[AIM OF THE EXERCISE]:
Find the lines containing the word "styled" and copy every one of them.

[DATASET ROWS]:
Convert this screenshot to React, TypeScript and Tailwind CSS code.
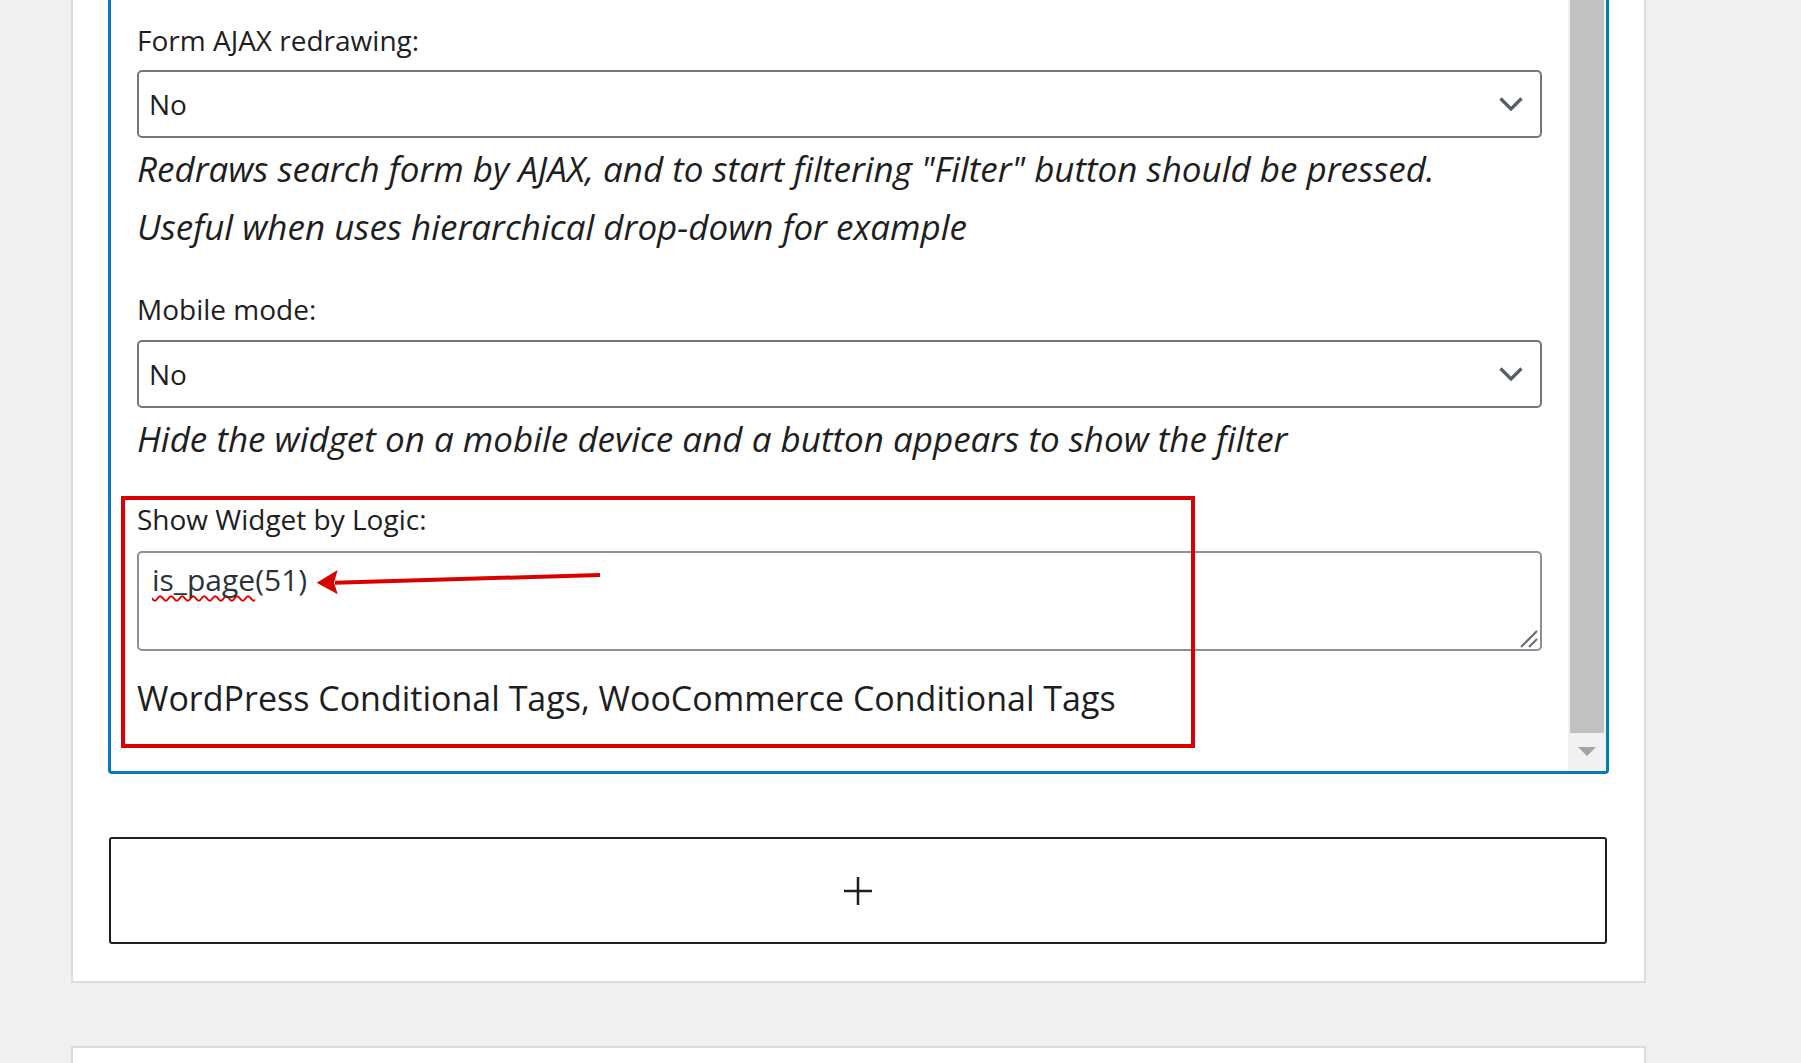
import React from "react";

function Chevron() {
  return (
    <svg width="26" height="16" viewBox="0 0 26 16" className="shrink-0">
      <path d="M2.5 2.5 L13 13 L23.5 2.5" fill="none" stroke="#555d66" strokeWidth="3.2" strokeLinecap="butt" strokeLinejoin="miter" />
    </svg>
  );
}

function SelectBox({ value, className }: { value: string; className?: string }) {
  return (
    <div
      className={
        "flex h-[68px] items-center justify-between rounded-[5px] border-2 border-[#767676] bg-white pl-[10px] pr-[16px] " +
        (className ?? "")
      }
    >
      <span className="text-[28px] leading-[38px] text-[#1e1e1e]">{value}</span>
      <Chevron />
    </div>
  );
}

export default function App() {
  return (
    <div className="h-[1063px] w-[1801px] overflow-hidden bg-[#f0f0f1] font-['Open_Sans',sans-serif] text-[#1e1e1e]">
      <div className="ml-[71px] w-[1575px] border-x-2 border-b-2 border-[#dcdcde] bg-white px-[35px] pb-[37px]">
        <div className="flex w-[1501px] rounded-b-[4px] border-x-[3px] border-b-[3px] border-[#007cba]">
          <div className="relative h-[771px] flex-1 overflow-hidden px-[26px] pt-[21px]">
            <label className="block text-[28px] leading-[38px]">Form AJAX redrawing:</label>
            <SelectBox value="No" className="mt-[11px]" />
            <p className="mt-[2px] whitespace-nowrap text-[35px] italic leading-[58px]">
              Redraws search form by AJAX, and to start filtering "Filter" button should be pressed.
              <br />
              Useful when uses hierarchical drop-down for example
            </p>

            <label className="mt-[34px] block text-[28px] leading-[38px]">Mobile mode:</label>
            <SelectBox value="No" className="mt-[12px]" />
            <p className="mt-[2px] whitespace-nowrap text-[35px] italic leading-[58px]">
              Hide the widget on a mobile device and a button appears to show the filter
            </p>

            <label className="mt-[32px] block text-[28px] leading-[38px]">Show Widget by Logic:</label>
            <div className="relative mt-[13px] h-[100px] rounded-[5px] border-2 border-[#8c8f94] bg-white pl-[13px] pt-[8px]">
              <span className="text-[30px] leading-[38px] text-[#2c3338]">
                <span className="underline decoration-[#e00000] decoration-wavy decoration-[2px] underline-offset-[4px] [text-decoration-skip-ink:none]">is_page</span>
                (51)
              </span>
              <svg className="absolute bottom-[1px] right-[2px]" width="18" height="18" viewBox="0 0 18 18">
                <line x1="1" y1="17" x2="17" y2="1" stroke="#646970" strokeWidth="2" />
                <line x1="9" y1="17" x2="17" y2="9" stroke="#646970" strokeWidth="2" />
              </svg>
            </div>
            <p className="mt-[24px] whitespace-nowrap text-[34px] leading-[46px]">
              WordPress Conditional Tags, WooCommerce Conditional Tags
            </p>

            {/* annotation overlay: red box */}
            <div className="pointer-events-none absolute left-[10px] top-[496px] h-[252px] w-[1074px] border-4 border-[#d80000]" />
            {/* annotation overlay: arrow */}
            <svg className="pointer-events-none absolute left-[200px] top-[560px]" width="295" height="40" viewBox="0 0 295 40">
              <line x1="24" y1="22.7" x2="289" y2="15" stroke="#d80000" strokeWidth="4" />
              <polygon points="5.7,22.7 26.7,10 23,22.5 26.7,34.3" fill="#d80000" />
            </svg>
          </div>
          <div className="flex h-[771px] w-[38px] flex-col bg-[#f1f1f1]">
            <div className="mx-[2px] h-[733px] bg-[#c1c1c1]" />
            <div className="flex flex-1 items-center justify-center">
              <svg width="18" height="10" viewBox="0 0 18 10">
                <polygon points="0,0 18,0 9,9" fill="#a3a3a3" />
              </svg>
            </div>
          </div>
        </div>
        <div className="ml-[1px] mt-[63px] flex h-[107px] w-[1498px] items-center justify-center rounded-[3px] border-2 border-[#1e1e1e] bg-white">
          <svg width="28" height="28" viewBox="0 0 28 28">
            <line x1="14" y1="0" x2="14" y2="28" stroke="#1e1e1e" strokeWidth="2.5" />
            <line x1="0" y1="14" x2="28" y2="14" stroke="#1e1e1e" strokeWidth="2.5" />
          </svg>
        </div>
      </div>
      <div className="ml-[71px] mt-[63px] h-[100px] w-[1575px] border-x-2 border-t-2 border-[#dcdcde] bg-white" />
    </div>
  );
}
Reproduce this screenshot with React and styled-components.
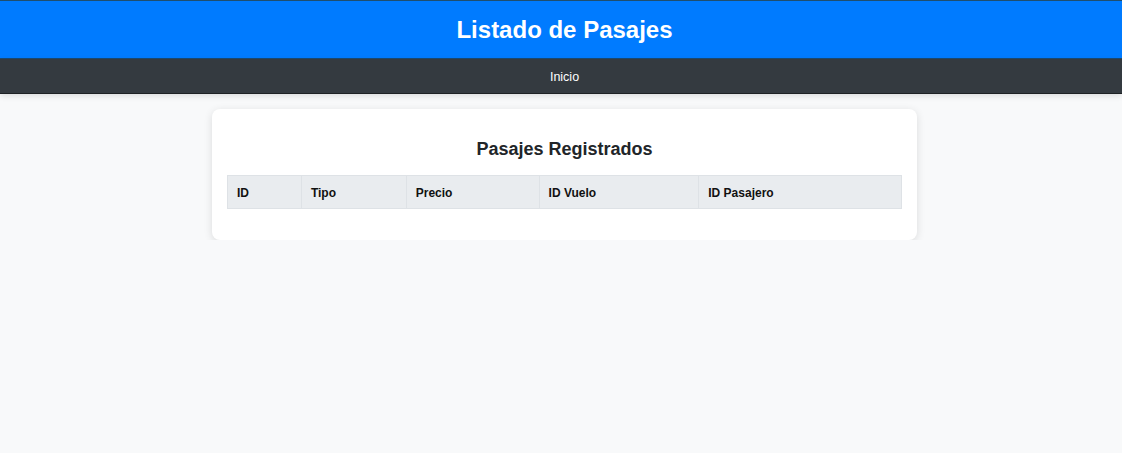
import React from "react";
import styled, { createGlobalStyle } from "styled-components";

const GlobalStyle = createGlobalStyle`
  html, body { margin: 0; padding: 0; background: #f8f9fa; }
  body { font-family: "Liberation Sans", Arial, sans-serif; color: #212529; }
`;

const Header = styled.header`
  background: #007bff;
  border-top: 1px solid #1f4e6e;
  border-bottom: 1px solid #1b4a72;
  height: 57px;
  display: flex;
  align-items: center;
  justify-content: center;
  padding-left: 7px;
`;

const Title = styled.h1`
  margin: 0;
  color: #fff;
  font-size: 24px;
  font-weight: bold;
`;

const Nav = styled.nav`
  background: #343a40;
  height: 34px;
  border-bottom: 1px solid #1d2124;
  box-shadow: 0 2px 6px rgba(0, 0, 0, 0.12);
  display: flex;
  align-items: center;
  justify-content: center;
  padding-left: 7px;
  padding-top: 2px;
  box-sizing: border-box;
  height: 35px;
`;

const NavLink = styled.a`
  color: #fff;
  font-size: 12.5px;
  text-decoration: none;
`;

const Main = styled.main`
  padding: 15px 0 0 7px;
  display: flex;
  justify-content: center;
`;

const Card = styled.section`
  width: 675px;
  background: #fff;
  border-radius: 8px;
  box-shadow: 0 2px 8px rgba(0, 0, 0, 0.12);
  padding: 15px;
`;

const CardTitle = styled.h2`
  margin: 15px 0 15px;
  text-align: center;
  font-size: 18px;
  line-height: 21px;
  font-weight: bold;
  color: #212529;
`;

const Table = styled.table`
  width: 100%;
  border-collapse: collapse;
  margin-bottom: 16px;
`;

const Th = styled.th`
  background: #e9ecef;
  border: 1px solid #dee2e6;
  height: 33px;
  padding: 1px 9px 0;
  text-align: left;
  font-size: 12px;
  font-weight: bold;
  color: #111;
  width: ${(p) => p.$w}px;
  box-sizing: border-box;
`;

const columns = [
  { label: "ID", w: 74 },
  { label: "Tipo", w: 105 },
  { label: "Precio", w: 133 },
  { label: "ID Vuelo", w: 160 },
  { label: "ID Pasajero", w: 203 },
];

export default function App() {
  return (
    <>
      <GlobalStyle />
      <Header>
        <Title>Listado de Pasajes</Title>
      </Header>
      <Nav>
        <NavLink href="#">Inicio</NavLink>
      </Nav>
      <Main>
        <Card>
          <CardTitle>Pasajes Registrados</CardTitle>
          <Table>
            <thead>
              <tr>
                {columns.map((c) => (
                  <Th key={c.label} $w={c.w}>
                    {c.label}
                  </Th>
                ))}
              </tr>
            </thead>
            <tbody />
          </Table>
        </Card>
      </Main>
    </>
  );
}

[RESPONSE TO THIS TASK]:
Reproduce this screenshot with React and styled-components.
import styled, { createGlobalStyle } from "styled-components";
const Header = styled.header`
const Title = styled.h1`
const Nav = styled.nav`
const NavLink = styled.a`
const Main = styled.main`
const Card = styled.section`
const CardTitle = styled.h2`
const Table = styled.table`
const Th = styled.th`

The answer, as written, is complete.